Extrem-Marathonläuferin im Interview

"Wollte herausfinden, wie weit man die Grenzen ausreizen kann"

In 140 Tagen ist die Berlinerin Joyce Hübner 120 Marathons gelaufen, entlang der deutschen Grenze. Nun kam sie nach 5.200 Kilometern in Frankfurt (Oder) ins Ziel. Im Interview spricht sie über die schönsten Begegnungen und ihre Todesangst auf einer Etappe.

rbb|24: Frau Hübner, herzlichen Glückwünsch, Sie haben es geschafft. Hinter Ihnen liegen 120 Marathons entlang der deutschen Grenze in nur 140 Tagen.

Joyce Hübner: Dankeschön. Ich bin erleichtert und bin auch ein bisschen froh, dass es vorbei ist. Aber mir geht es großartig.

Beschreiben Sie bitte den Moment, an dem Sie in Frankfurt (Oder) durchs Ziel gelaufen sind.

Es war spektakulär, fast episch – jedenfalls in meiner Welt. Das letzte Stück der Strecke wurde durch die Polizei abgesperrt. Mit den Menschen, die mich begleiteten, konnte ich über die normale Verkehrsstraße laufen, in Richtung Brücke, wo mich eine Masse an Zuschauern erwartete und dabei applaudierte und die Handys zückte, um zu filmen. Es kam mir ein bisschen vor, wie auf einem Konzert. Dann bin ich vorbei an der Menschenmasse zum Zielband gelaufen, dahinter habe ich auch schon meinen Freund gesehen, der mich freudestrahlend und emotional umarmt hat, obwohl er sonst gar nicht so emotional ist.

Quelle: picture alliance/dpa

"Joyce an ihrer Grenze", steht doppeldeutig auf Ihrer Website. Warum haben Sie Lust darauf, an Ihre Grenzen zu gehen?

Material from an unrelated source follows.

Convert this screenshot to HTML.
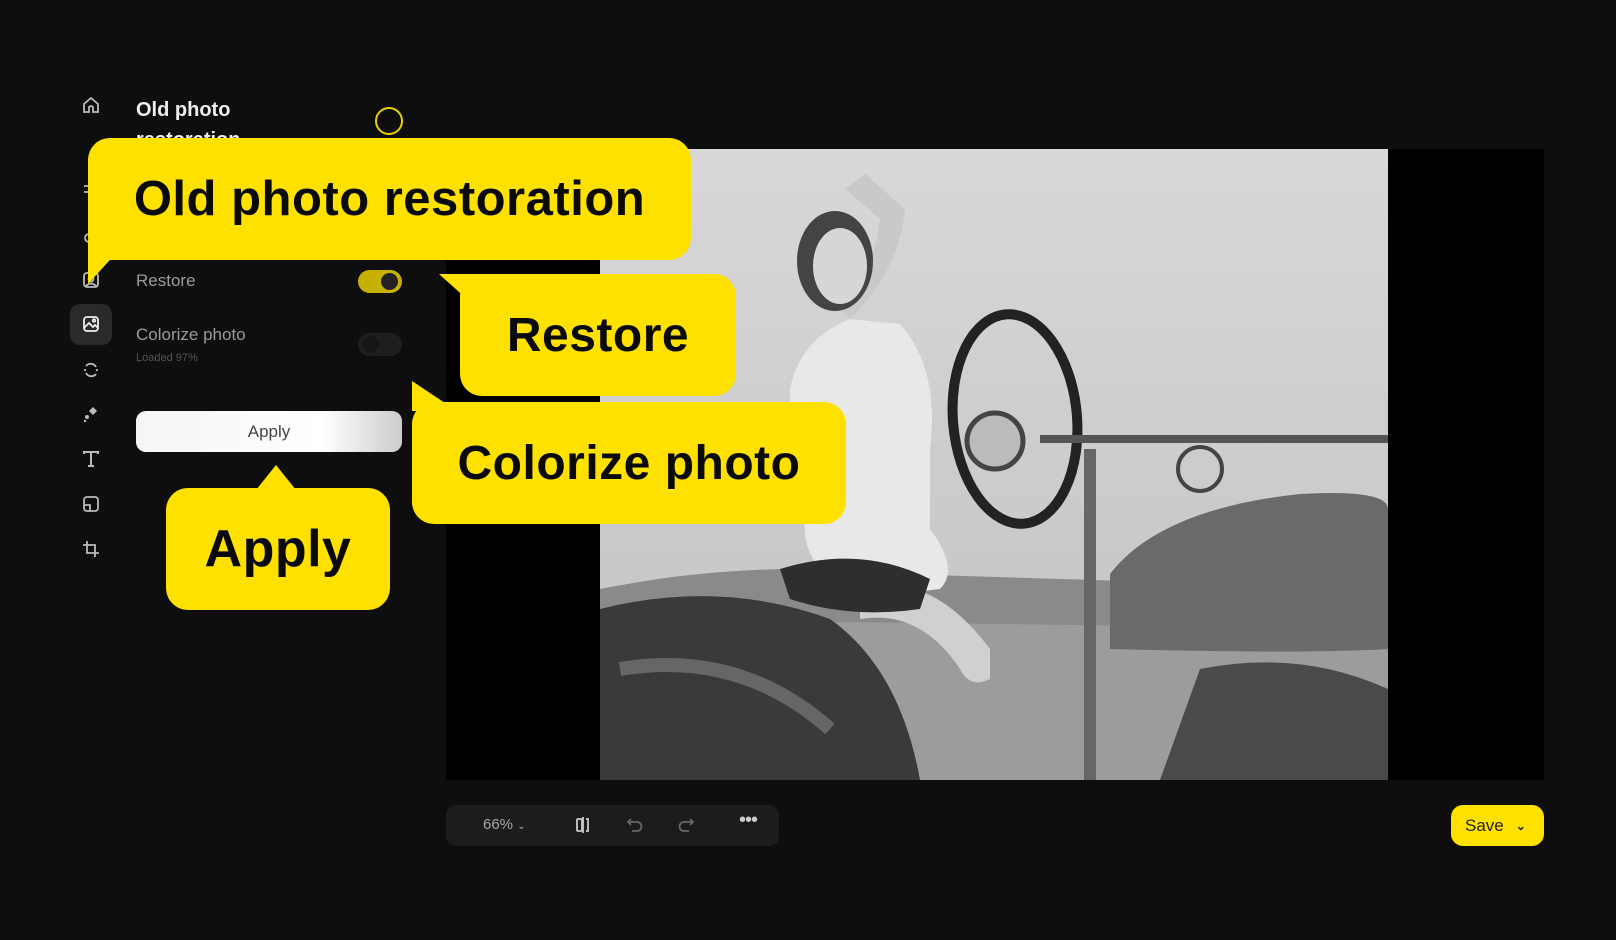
<!DOCTYPE html>
<html><head><meta charset="utf-8"><style>
*{margin:0;padding:0;box-sizing:border-box}
body{width:1616px;height:940px;background:#0e0e0e;position:relative;overflow:hidden;font-family:"Liberation Sans",sans-serif}
.a{position:absolute}
.ic{position:absolute;left:81px;width:20px;height:20px}
.bub{position:absolute;background:#ffe100;border-radius:22px;color:#0a0a0a;font-weight:bold;display:flex;align-items:center;justify-content:center;letter-spacing:0.5px}
.tog{position:absolute;width:44px;height:23px;border-radius:12px}
</style></head><body>
<!-- sidebar icons -->
<svg class="ic" style="top:95px" viewBox="0 0 20 20" fill="none" stroke="#bbb" stroke-width="1.8"><path d="M3 9 L10 3 L17 9 V17 H12 V12 Q10 10 8 12 V17 H3Z"/></svg>
<svg class="ic" style="top:180px" viewBox="0 0 20 20" fill="none" stroke="#bbb" stroke-width="1.8"><path d="M3 6 H15 M3 12 H15"/></svg>
<svg class="ic" style="top:228px" viewBox="0 0 20 20" fill="none" stroke="#bbb" stroke-width="1.8"><circle cx="8" cy="10" r="4"/></svg>
<svg class="ic" style="top:270px" viewBox="0 0 20 20" fill="none" stroke="#bbb" stroke-width="1.8"><rect x="3" y="3" width="14" height="14" rx="3"/><circle cx="10" cy="9" r="2.5"/><path d="M5 16 Q10 11 15 16"/></svg>
<div class="a" style="left:70px;top:304px;width:42px;height:41px;border-radius:10px;background:#2a2a2a"></div>
<svg class="ic" style="top:314px" viewBox="0 0 20 20" fill="none" stroke="#eee" stroke-width="1.8"><rect x="3" y="3" width="14" height="14" rx="3"/><path d="M3 14 L8 9 L12 13 L14 11 L17 14"/><circle cx="13" cy="6.5" r="1.3"/></svg>
<svg class="ic" style="top:360px" viewBox="0 0 20 20" fill="none" stroke="#bbb" stroke-width="1.8"><path d="M15 7 A6 6 0 0 0 5 6"/><path d="M5 13 A6 6 0 0 0 15 14"/><path d="M4 9 V11 M16 9 V11"/></svg>
<svg class="ic" style="top:404px" viewBox="0 0 20 20" fill="#bbb"><path d="M12 3 L16 7 L12 11 L8 7Z"/><circle cx="6" cy="13" r="2"/><circle cx="4" cy="17" r="1.2"/></svg>
<svg class="ic" style="top:449px" viewBox="0 0 20 20" fill="none" stroke="#bbb" stroke-width="2"><path d="M3 5 V3 H17 V5 M10 3 V17 M7 17 H13"/></svg>
<svg class="ic" style="top:494px" viewBox="0 0 20 20" fill="none" stroke="#bbb" stroke-width="1.8"><rect x="3" y="3" width="14" height="14" rx="3"/><path d="M3 11 H9 V17"/></svg>
<svg class="ic" style="top:539px" viewBox="0 0 20 20" fill="none" stroke="#bbb" stroke-width="1.8"><path d="M6 2 V14 H18 M2 6 H14 V18"/></svg>

<div class="a" style="left:136px;top:95px;color:#eee;font-weight:bold;font-size:20px;line-height:30px">Old photo<br>restoration</div>
<div class="a" style="left:375px;top:107px;width:28px;height:28px;border:2px solid #e8d000;border-radius:50%"></div>

<div class="a" style="left:136px;top:271px;color:#9a9a9a;font-size:17px">Restore</div>
<div class="tog" style="left:358px;top:270px;background:#c6b000"><div class="a" style="right:4px;top:3px;width:17px;height:17px;border-radius:50%;background:#222"></div></div>
<div class="a" style="left:136px;top:325px;color:#9a9a9a;font-size:17px">Colorize photo</div>
<div class="a" style="left:136px;top:352px;color:#555;font-size:11px">Loaded 97%</div>
<div class="tog" style="left:358px;top:333px;background:#1e1e1e"><div class="a" style="left:4px;top:3px;width:17px;height:17px;border-radius:50%;background:#161616"></div></div>
<div class="a" style="left:136px;top:411px;width:266px;height:41px;border-radius:10px;background:linear-gradient(90deg,#f5f5f5,#fff 70%,#ccc);color:#444;font-size:17px;display:flex;align-items:center;justify-content:center">Apply</div>

<!-- canvas -->
<div class="a" style="left:446px;top:149px;width:1098px;height:631px;background:#000"></div>
<svg class="a" style="left:600px;top:149px" width="788" height="631" viewBox="0 0 788 631">
<defs><linearGradient id="sky" x1="0" y1="0" x2="0" y2="1"><stop offset="0" stop-color="#d8d8d8"/><stop offset=".7" stop-color="#c8c8c8"/><stop offset="1" stop-color="#aaa"/></linearGradient></defs>
<rect width="788" height="631" fill="url(#sky)"/>
<path d="M0 440 Q150 410 300 425 L788 440 V631 H0Z" fill="#8a8a8a"/>
<path d="M0 470 L788 480 V631 H0Z" fill="#9c9c9c"/>
<path d="M0 460 Q120 430 230 470 Q300 520 320 631 H0Z" fill="#3a3a3a"/>
<path d="M20 520 Q140 500 230 580" stroke="#666" stroke-width="14" fill="none"/>
<path d="M510 425 Q560 360 700 345 Q788 340 788 360 V500 Q700 505 510 500Z" fill="#6a6a6a"/>
<path d="M250 170 Q300 120 305 60 L265 25 L245 40 L280 70 Q275 120 240 160Z" fill="#c9c9c9"/>
<path d="M190 240 Q200 190 250 170 L300 175 Q340 220 330 300 L330 380 Q360 420 340 440 L260 450 Q200 420 205 370 L190 280Z" fill="#e8e8e8"/>
<ellipse cx="235" cy="112" rx="38" ry="50" fill="#444"/>
<ellipse cx="240" cy="117" rx="27" ry="38" fill="#d6d6d6"/>
<ellipse cx="415" cy="270" rx="62" ry="105" fill="none" stroke="#222" stroke-width="10" transform="rotate(-5 415 270)"/>
<path d="M440 290 H788" stroke="#555" stroke-width="8"/>
<path d="M490 300 V631" stroke="#666" stroke-width="12"/>
<circle cx="395" cy="292" r="28" fill="#bbb" stroke="#444" stroke-width="5"/>
<circle cx="600" cy="320" r="22" fill="#ccc" stroke="#444" stroke-width="4"/>
<path d="M260 440 Q330 420 390 500 L390 530 Q370 540 360 520 Q320 460 260 470Z" fill="#d0d0d0"/>
<path d="M180 420 Q260 395 330 430 L320 460 Q250 470 190 450Z" fill="#2e2e2e"/>
<path d="M600 520 Q700 500 788 540 V631 H560Z" fill="#4a4a4a"/>
</svg>

<!-- toolbar -->
<div class="a" style="left:446px;top:805px;width:333px;height:41px;border-radius:10px;background:#1c1c1c;color:#aaa;font-size:15px">
<span class="a" style="left:37px;top:11px">66% <span style="font-size:10px">&#8964;</span></span>
<svg class="a" style="left:128px;top:11px" width="18" height="18" viewBox="0 0 18 18" fill="none" stroke="#ccc" stroke-width="1.8"><rect x="3" y="3" width="5" height="12" rx="1"/><path d="M12 3 H14 V15 H12 M9 1 V17"/></svg>
<svg class="a" style="left:180px;top:11px" width="18" height="18" viewBox="0 0 18 18" fill="none" stroke="#666" stroke-width="1.8"><path d="M5 3 L2 6 L5 9 M2 6 H11 A4 4 0 0 1 11 15 H6"/></svg>
<svg class="a" style="left:231px;top:11px" width="18" height="18" viewBox="0 0 18 18" fill="none" stroke="#666" stroke-width="1.8"><path d="M13 3 L16 6 L13 9 M16 6 H7 A4 4 0 0 0 7 15 H12"/></svg>
<span class="a" style="left:293px;top:4px;font-size:20px;color:#ccc;letter-spacing:-1px">&#8226;&#8226;&#8226;</span>
</div>
<div class="a" style="left:1451px;top:805px;width:93px;height:41px;border-radius:12px;background:#ffe100;color:#222;font-size:17px;display:flex;align-items:center;padding-left:14px">Save <span style="margin-left:12px;font-size:12px;font-weight:bold">&#8964;</span></div>

<!-- bubbles -->
<svg class="a" style="left:88px;top:240px" width="40" height="45"><path d="M0 0 H40 L0 44Z" fill="#ffe100"/></svg>
<div class="bub" style="left:88px;top:138px;width:603px;height:122px;font-size:49px">Old photo restoration</div>
<svg class="a" style="left:439px;top:274px" width="50" height="50"><path d="M0 0 H50 V45Z" fill="#ffe100"/></svg>
<div class="bub" style="left:460px;top:274px;width:276px;height:122px;font-size:48px">Restore</div>
<svg class="a" style="left:412px;top:381px" width="50" height="50"><path d="M0 0 L45 30 H0Z" fill="#ffe100"/></svg>
<div class="bub" style="left:412px;top:402px;width:434px;height:122px;font-size:48px">Colorize photo</div>
<svg class="a" style="left:256px;top:465px" width="40" height="25"><path d="M0 25 L20 0 L40 25Z" fill="#ffe100"/></svg>
<div class="bub" style="left:166px;top:488px;width:224px;height:122px;font-size:52px">Apply</div>
</body></html>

Der Spruch beinhaltet mehrere Aspekte. Zum einen möchte ich ausdrücken, dass ich nicht aus dem Leistungssport komme, sondern mich einfach ausprobieren möchte. Ich will zeigen: Man muss kein Vollprofi sein, um eine tolle Sache zu schaffen, sondern es geht darum, auch mal die Arschbacken zusammenzukneifen. Ich wusste, dass es schwer wird, aber ich wollte herausfinden, wie weit man die Grenzen ausreizen kann, um sich den Traum zu verwirklichen, den man im Kopf hat.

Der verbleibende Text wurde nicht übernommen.